A week before my flight they emailed me to say they had been offered work in LA and sorry, the room was no longer available. Time to consult Craig’s List again, quickly.
This is where this post changes direction – no longer in praise of NYC apartment living, more caveat emptor.
The standout offer was for a studio apartment at 105 E 9th St- advertised with photographs- and yes, it was available for my dates. Please sign this 3 page agreement. Please send a 50% deposit by Western Union only, and to the owner’s daughter in Virginia. Alarm bells should have rung, but I was anxious to secure the
apartment, and sent the money. I was emailed that the money had been received, and the booking was confirmed. I wrote to ask how I would recognise the apartment when I arrived at the building; no reply. I looked on Street View and saw there indeed was an apartment building at 105, with a keypad at the entrance, so wrote to ask what numbers I should enter; no reply. Still my flight was booked, and surely everything would be clear when I arrived.
Clear it certainly was; none of the tenants in the building know anything of my apartment- owner, and there were no studio apartments in the building. It had been a con, elaborate, professional. I booked a couple of nights in a nearby hotel to give myself some time to think, but by the end of the first night I’d decided to come home as quickly as possible- the shine had been rubbed off the holiday with a vengeance.
The airline took pity on me and only surcharged me $105.
How was I conned so easily? Leaving aside the saying containing the words ‘no’, ‘fool’ and ‘old’ and the fact that I needed to book somewhere in a hurry, I’ve concluded that the honesty of the jazz community is to blame. (Poor joke, I know.)
Each year hundreds of customers send me cash in advance, trusting that I’ll be honest and send them the goods they’ve ordered. Each year I send out hundreds of packets with invoices, trusting my customers will pay up. No-one has ever been let down. An expectation of honest dealing develops; I’m not ashamed of my naivety, but furious at this breach of trust.
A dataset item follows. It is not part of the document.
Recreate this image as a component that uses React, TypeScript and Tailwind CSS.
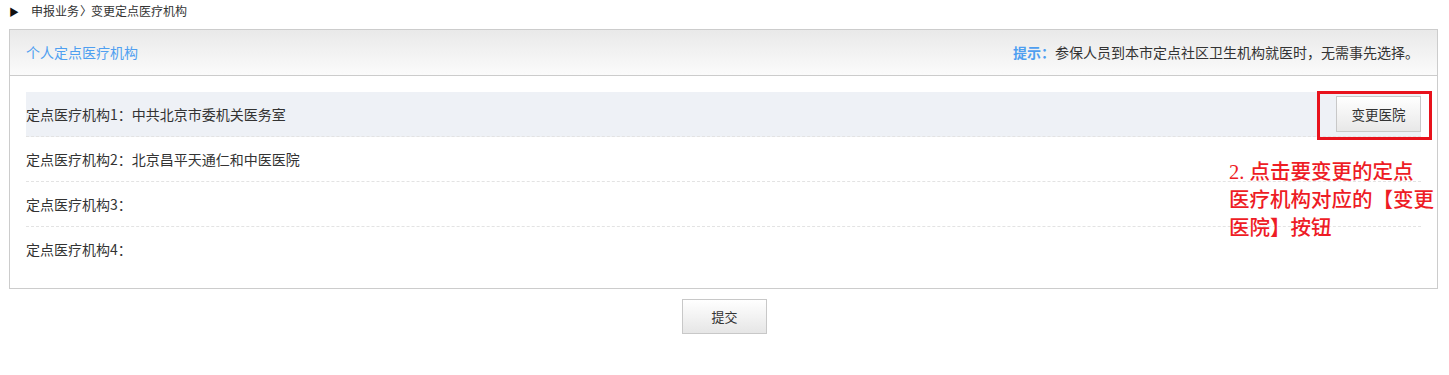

Some advice and practical matters: never send money by Western Union to someone you don’t know- they have none of the anti-fraud procedures of Paypal. And please don’t book an apartment (in NYC or elsewhere) from email@example.com (who may well not exist) aka Unique-Suite Vacation Rental or from Wendy Accurso, 12 Aunt Lilly Lane, Annandale VA 22003 (who presumably does exist, because you have to take valid ID to the Western Union office to collect cash.)
I intend to pursue these crooks as far as I can, with Craig’s List, Google, Western Union and the Annandale VA police department. I’ll let you know how I get on.
Since making the original post I've learned that this is a large, well-organised scam covering several US cities and involving several individuals- or more likely one individual using several names and email addresses. I'm clearly not the only person who's been conned- not that I feel any better for that.
I've alerted Craigs List- no reply to date.